Some Migrant Parents Deported Without Kids Can Return to US

More than 400 parents were deported without their children when President Donald Trump's administration was implementing a zero-tolerance policy last year on border crossings

A federal judge ordered the U.S. government Wednesday to allow the return of 11 parents who were deported without their children during the Trump administration's wide-scale separation of immigrant families.

U.S. District Judge Dana Sabraw ruled that government agents unlawfully prevented those parents from pursuing asylum cases. In some cases, Sabraw found, agents coerced parents to drop their claims and accept deportation by having them sign documents they didn't understand or telling them that asylum laws had changed.

The parents who will be allowed back include David Xol, the Guatemalan father of 9-year-old Byron , who has lived for several months with a family in Texas after spending nearly a year in government custody. It wasn't immediately clear when David Xol and other parents would come back.

"We're still waiting for the dust to settle," said Ricardo de Anda, the Xol family's attorney. De Anda added that he was "relieved" by the ruling, but wasn't sure whether the government would appeal Sabraw's order.

Sabraw declined to allow seven other parents in the original request to return.

More than 400 parents were deported without their children when President Donald Trump's administration was implementing a zero-tolerance policy last year on border crossings. The policy was rescinded in June 2018 amid worldwide condemnation of the family separation practice. Days later, Sabraw ordered the re-unification of separated families.

Some parents elected to have their children returned to their countries of origin.
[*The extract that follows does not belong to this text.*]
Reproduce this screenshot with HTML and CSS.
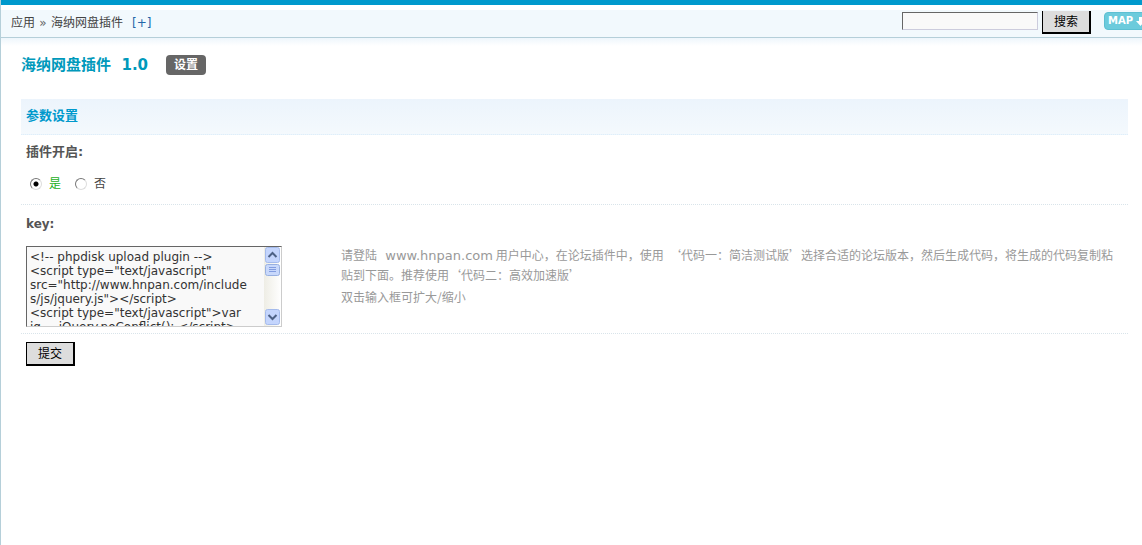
FILE: index.html
```html
<!DOCTYPE html>
<html lang="zh-CN">
<head>
<meta charset="utf-8">
<title>海纳网盘插件</title>
<link rel="stylesheet" href="styles.css">
</head>
<body>
<header class="topbar">
  <nav class="crumbs">
    <span>应用</span><span class="sep">»</span><span>海纳网盘插件</span>
    <a class="add" href="#add">[+]</a>
  </nav>
  <form class="search">
    <input class="search-box" type="text" aria-label="搜索">
    <button class="btn btn-search" type="button">搜索</button>
  </form>
  <button class="map" type="button">MAP
    <svg width="9" height="9" viewBox="0 0 9 9" aria-hidden="true"><path d="M3 0h3v4h3L4.500 9 0 4h3z" fill="#fff"/></svg>
  </button>
</header>
<main class="page">
  <div class="heading">
    <h1 class="title">海纳网盘插件&nbsp; 1.0</h1>
    <a class="tab" href="#settings">设置</a>
  </div>
  <form class="settings">
    <h2 class="section">参数设置</h2>
    <div class="group group-switch" role="radiogroup" aria-labelledby="switch-label">
      <div class="label label-switch" id="switch-label">插件开启:</div>
      <div class="choices">
        <label class="choice chosen"><input class="radio" type="radio" name="enabled" checked>是</label>
        <label class="choice"><input class="radio" type="radio" name="enabled">否</label>
      </div>
    </div>
    <div class="group">
      <label class="label" for="key">key:</label>
      <div class="row">
        <div class="field">
          <div class="editor">
            <textarea class="code" id="key" spellcheck="false">&lt;!-- phpdisk upload plugin --&gt;
&lt;script type="text/javascript"
src="http://www.hnpan.com/include
s/js/jquery.js"&gt;&lt;/script&gt;
&lt;script type="text/javascript"&gt;var
jq = jQuery.noConflict(); &lt;/script&gt;</textarea>
            <div class="scrollbar" aria-hidden="true">
              <svg class="arrow" width="17" height="17" viewBox="0 0 17 17"><rect x="1.500" y=".5" width="14" height="15" rx="2" fill="#c4d5fd" stroke="#a5bbec"/><path d="M4.500 10l4-4 4 4" fill="none" stroke="#4d6185" stroke-width="2"/></svg>
              <svg class="thumb" width="17" height="12" viewBox="0 0 17 12"><rect x="1.500" y=".5" width="14" height="11" rx="2" fill="#c8d8fb" stroke="#98b0e0"/><path d="M5 3.500h7M5 5.500h7M5 7.500h7" stroke="#839de0"/></svg>
              <svg class="arrow" width="17" height="17" viewBox="0 0 17 17"><rect x="1.500" y=".5" width="14" height="15" rx="2" fill="#c4d5fd" stroke="#a5bbec"/><path d="M4.500 6l4 4 4-4" fill="none" stroke="#4d6185" stroke-width="2"/></svg>
            </div>
          </div>
        </div>
        <div class="tip">
          <p class="tip-line">请登陆<span class="latin">&nbsp; www.hnpan.com</span> 用户中心，在论坛插件中，使用&nbsp; ‘代码一：简洁测试版’选择合适的论坛版本，然后生成代码，将生成的代码复制粘贴到下面。推荐使用‘代码二：高效加速版’</p>
          <p class="tip-line">双击输入框可扩大/缩小</p>
        </div>
      </div>
    </div>
    <button class="btn btn-submit" type="button">提交</button>
  </form>
</main>
</body>
</html>
```
FILE: styles.css
```css
* { box-sizing: border-box; }
body {
  margin: 0;
  min-height: 100vh;
  border-left: 1px solid #b5cfd9;
  color: #444;
  background: #fff;
  font: 12px/20px "DejaVu Sans", "Noto Sans CJK SC", sans-serif;
}
h1, h2, p { margin: 0; }
a { text-decoration: none; }
button, input, textarea { font: inherit; margin: 0; }

.topbar {
  display: flex;
  align-items: flex-start;
  height: 38px;
  margin-left: -1px;
  padding: 6px 0 0 11px;
  overflow: hidden;
  border-top: 5px solid #09c;
  border-bottom: 1px solid #b5cfd9;
  background: linear-gradient(#fff 0 5px, #f2f9fd 5px);
}
.crumbs { display: flex; flex: 1; padding-top: 2px; }
.sep { width: 16px; text-align: center; color: #666; }
.add { margin-left: 9px; color: #2366a8; }
.search { display: flex; gap: 4px; }
.search-box {
  width: 136px;
  height: 18px;
  margin-top: 1px;
  padding: 0 4px;
  border: 1px solid #ddd;
  border-color: #666 #ccd #ccd #666;
  background: #f9f9f9;
}
.btn {
  padding: 0;
  border: 1px solid #000;
  border-right-width: 2px;
  border-bottom-width: 2px;
  color: #000;
  background: #ddd;
}
.btn-search { width: 49px; height: 23px; border-top: 0; }
.map {
  display: flex;
  flex: none;
  align-items: center;
  gap: 3px;
  width: 48px;
  height: 18px;
  margin: 1px -10px 0 13px;
  padding: 0 3px;
  border: 1px solid #5cbfd2;
  border-radius: 4px;
  color: #fff;
  background: #6ccbdc;
  font-size: 10px;
  font-weight: bold;
}

.page {
  padding: 16px 14px 0 20px;
  background: linear-gradient(#eef6fc, #fff 8px);
}
.heading { display: flex; align-items: center; gap: 18px; height: 22px; }
.title { color: #09b; font-size: 15px; line-height: 22px; }
.tab {
  width: 40px;
  border-radius: 4px;
  color: #fff;
  background: #666;
  font-weight: bold;
  text-align: center;
}
.settings { margin-top: 23px; }
.section {
  height: 36px;
  padding-left: 5px;
  border-bottom: 1px dotted #deeffa;
  color: #09c;
  background: linear-gradient(#ecf4fc, #f4f9fd);
  font-size: 13px;
  line-height: 34px;
}
.group {
  padding: 9px 5px 6px;
  border-bottom: 1px dotted #d9e4ea;
}
.group-switch { padding-top: 7px; padding-bottom: 10px; }
.label { display: block; color: #555; font-weight: bold; }
.label-switch { font-size: 13px; }
.choices { display: flex; gap: 14px; padding: 12px 0 0 4px; }
.choice { display: flex; align-items: center; gap: 7px; }
.chosen { color: #1cb01c; }
.radio {
  appearance: none;
  width: 12px;
  height: 12px;
  margin: 0;
  border: 1px solid #ddd;
  border-color: #777 #ddd #ddd #777;
  border-radius: 50%;
  background: #fff;
}
.radio:checked { background: radial-gradient(circle, #000 0 2px, #fff 3px); }
.row { display: flex; padding-top: 12px; }
.field { flex: none; width: 315px; }
.editor {
  display: flex;
  width: 256px;
  height: 81px;
  border: 1px solid #ccc;
  border-color: #666 #ccc #ccc #666;
  background: #f9f9f9;
}
.code {
  flex: 1;
  min-width: 0;
  padding: 3px;
  overflow: hidden;
  resize: none;
  border: 0;
  outline: 0;
  color: #333;
  background: transparent;
  font-size: 12px;
  line-height: 14px;
}
.scrollbar {
  display: flex;
  flex: none;
  flex-direction: column;
  width: 17px;
  background: linear-gradient(90deg, #eeede5, #fff);
}
.arrow, .thumb { display: block; flex: none; }
.thumb { margin-bottom: auto; }
.tip {
  flex: 1;
  margin-top: -1px;
  padding-right: 8px;
  color: #999;
  font-family: "Noto Sans CJK SC", sans-serif;
}
.tip-line + .tip-line { padding-top: 2px; }
.latin { font-family: "DejaVu Sans", sans-serif; font-size: 13px; line-height: 14px; }
.btn-submit { width: 49px; height: 24px; margin: 8px 0 0 5px; }
```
But at his attorney's urging, David Xol decided to ask to come back to the U.S. and seek asylum again.

Immigration advocates say many more parents might have been separated before the zero-tolerance policy went into effect last spring. The American Civil Liberties Union also said more than 900 children have been separated from their parents since Sabraw's initial order .
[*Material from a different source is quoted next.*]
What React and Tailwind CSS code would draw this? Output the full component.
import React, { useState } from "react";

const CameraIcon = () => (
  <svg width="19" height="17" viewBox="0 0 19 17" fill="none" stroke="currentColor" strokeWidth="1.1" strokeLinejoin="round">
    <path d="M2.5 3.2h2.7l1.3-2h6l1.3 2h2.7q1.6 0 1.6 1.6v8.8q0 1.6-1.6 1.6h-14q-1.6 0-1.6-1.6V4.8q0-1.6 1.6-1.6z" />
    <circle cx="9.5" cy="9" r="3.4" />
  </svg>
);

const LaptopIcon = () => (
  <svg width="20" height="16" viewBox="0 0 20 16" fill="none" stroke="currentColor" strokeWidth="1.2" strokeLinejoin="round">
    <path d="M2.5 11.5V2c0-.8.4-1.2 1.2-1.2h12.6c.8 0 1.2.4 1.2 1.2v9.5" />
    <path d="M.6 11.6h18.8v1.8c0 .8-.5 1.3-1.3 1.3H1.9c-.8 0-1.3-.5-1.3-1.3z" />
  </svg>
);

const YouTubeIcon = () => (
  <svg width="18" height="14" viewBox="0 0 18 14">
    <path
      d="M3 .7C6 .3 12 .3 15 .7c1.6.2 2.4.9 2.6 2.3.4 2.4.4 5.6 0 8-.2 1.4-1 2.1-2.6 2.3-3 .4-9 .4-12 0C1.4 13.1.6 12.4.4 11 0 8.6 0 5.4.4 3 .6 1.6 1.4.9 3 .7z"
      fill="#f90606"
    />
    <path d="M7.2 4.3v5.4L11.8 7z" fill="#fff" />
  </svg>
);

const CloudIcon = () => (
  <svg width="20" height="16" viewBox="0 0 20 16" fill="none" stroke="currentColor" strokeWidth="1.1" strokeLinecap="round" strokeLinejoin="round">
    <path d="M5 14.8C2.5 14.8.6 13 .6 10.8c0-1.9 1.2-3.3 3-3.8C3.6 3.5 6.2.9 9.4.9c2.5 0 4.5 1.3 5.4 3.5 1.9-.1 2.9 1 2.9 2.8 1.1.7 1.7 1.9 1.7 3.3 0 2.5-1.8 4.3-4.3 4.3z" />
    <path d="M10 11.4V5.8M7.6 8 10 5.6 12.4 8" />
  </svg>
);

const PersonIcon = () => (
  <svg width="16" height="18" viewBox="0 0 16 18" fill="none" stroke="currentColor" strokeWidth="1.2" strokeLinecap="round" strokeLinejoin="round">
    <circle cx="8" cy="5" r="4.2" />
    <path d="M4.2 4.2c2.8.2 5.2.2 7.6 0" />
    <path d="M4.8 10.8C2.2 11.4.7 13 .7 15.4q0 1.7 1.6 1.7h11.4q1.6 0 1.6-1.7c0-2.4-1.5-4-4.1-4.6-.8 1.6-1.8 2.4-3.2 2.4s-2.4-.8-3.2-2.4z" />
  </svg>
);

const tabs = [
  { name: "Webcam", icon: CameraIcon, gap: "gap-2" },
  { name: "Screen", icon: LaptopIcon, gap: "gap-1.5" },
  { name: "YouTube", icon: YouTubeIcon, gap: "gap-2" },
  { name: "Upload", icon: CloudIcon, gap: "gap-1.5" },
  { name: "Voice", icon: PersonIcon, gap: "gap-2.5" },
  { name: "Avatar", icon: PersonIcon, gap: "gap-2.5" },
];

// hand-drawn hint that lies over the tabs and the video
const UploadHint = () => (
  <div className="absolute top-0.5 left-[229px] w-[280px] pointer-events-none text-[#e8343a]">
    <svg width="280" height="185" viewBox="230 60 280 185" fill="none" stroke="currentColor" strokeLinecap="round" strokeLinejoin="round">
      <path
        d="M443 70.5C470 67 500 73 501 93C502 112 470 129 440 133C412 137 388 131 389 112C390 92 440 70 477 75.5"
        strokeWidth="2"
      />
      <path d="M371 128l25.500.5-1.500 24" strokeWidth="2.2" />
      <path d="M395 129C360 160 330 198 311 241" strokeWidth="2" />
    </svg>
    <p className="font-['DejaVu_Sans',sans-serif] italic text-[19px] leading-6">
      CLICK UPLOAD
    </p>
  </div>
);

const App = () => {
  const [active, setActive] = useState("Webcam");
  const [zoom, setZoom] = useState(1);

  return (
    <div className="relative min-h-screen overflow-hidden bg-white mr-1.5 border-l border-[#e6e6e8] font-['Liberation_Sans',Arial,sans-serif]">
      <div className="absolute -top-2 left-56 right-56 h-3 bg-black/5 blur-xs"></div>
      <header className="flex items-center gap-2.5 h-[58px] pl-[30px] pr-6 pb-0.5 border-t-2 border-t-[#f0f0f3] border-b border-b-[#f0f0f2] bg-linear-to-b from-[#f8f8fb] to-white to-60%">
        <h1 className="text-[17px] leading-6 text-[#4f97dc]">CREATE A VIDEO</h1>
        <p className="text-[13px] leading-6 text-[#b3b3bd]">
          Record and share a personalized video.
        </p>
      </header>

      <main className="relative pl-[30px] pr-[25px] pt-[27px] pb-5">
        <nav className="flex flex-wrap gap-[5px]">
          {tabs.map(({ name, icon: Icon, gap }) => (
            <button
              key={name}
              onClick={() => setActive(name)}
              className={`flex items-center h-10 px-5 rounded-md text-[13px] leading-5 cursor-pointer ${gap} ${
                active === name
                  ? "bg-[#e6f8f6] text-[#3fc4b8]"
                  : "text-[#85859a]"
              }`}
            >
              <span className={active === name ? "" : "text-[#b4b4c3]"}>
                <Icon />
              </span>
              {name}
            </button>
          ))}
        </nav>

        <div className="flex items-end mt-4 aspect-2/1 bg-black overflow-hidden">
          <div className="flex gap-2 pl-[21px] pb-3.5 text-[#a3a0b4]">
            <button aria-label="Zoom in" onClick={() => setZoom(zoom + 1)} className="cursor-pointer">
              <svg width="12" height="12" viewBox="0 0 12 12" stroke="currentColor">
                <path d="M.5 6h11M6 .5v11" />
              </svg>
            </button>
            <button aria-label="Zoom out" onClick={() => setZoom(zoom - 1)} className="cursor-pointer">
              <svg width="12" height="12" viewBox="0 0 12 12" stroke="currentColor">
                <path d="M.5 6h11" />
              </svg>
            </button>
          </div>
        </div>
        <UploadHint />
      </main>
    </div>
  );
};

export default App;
"We are thrilled that the court squarely rejected the government's position that he lacked authority to bring back parents," said Lee Gelernt, an ACLU attorney. "We will do everything we can to continue to look for ways to bring back the parents who he did not order be returned."

The U.S. Department of Justice declined to comment.

Byron and David Xol have been apart for 16 months. The two left their village in Guatemala in May 2018 after gangs threatened David's life due to his evangelical preaching. They crossed the U.S.-Mexico border without authorization and were taken into Border Patrol custody.

David Xol has alleged that agents took him into a room and presented him with a document he couldn't read. He said he was told if he didn't sign it, he would be detained for at least two years and Byron would be given up for adoption; if he did sign it, the two would be deported together.

He agreed to sign it, only to have Byron taken away from him anyway.

Xol was deported to Guatemala and Byron taken to a series of facilities for unaccompanied migrant children run by the U.S. Department of Health and Human Services. The agency's inspector general on Wednesday released a report that found children separated from their parents had showed more fear, feelings of abandonment and signs of post-traumatic stress than children who were not separated.

Byron showed some of those symptoms. At times during his calls home, he would refuse to speak to his father out of anger.

The boy also broke his leg playing soccer. Medical records show his thigh fracture was misdiagnosed at one point as a broken ankle. Several days passed before Byron placed in a full cast.

Byron has lived since April with Matthew and Holly Sewell, who took Byron into their home in Buda, Texas, outside of Austin. Holly Sewell said Wednesday that David Xol's potential return was "wonderful news."

De Anda said he has arranged for David and Byron to live together in the area so that Byron can stay in the same school.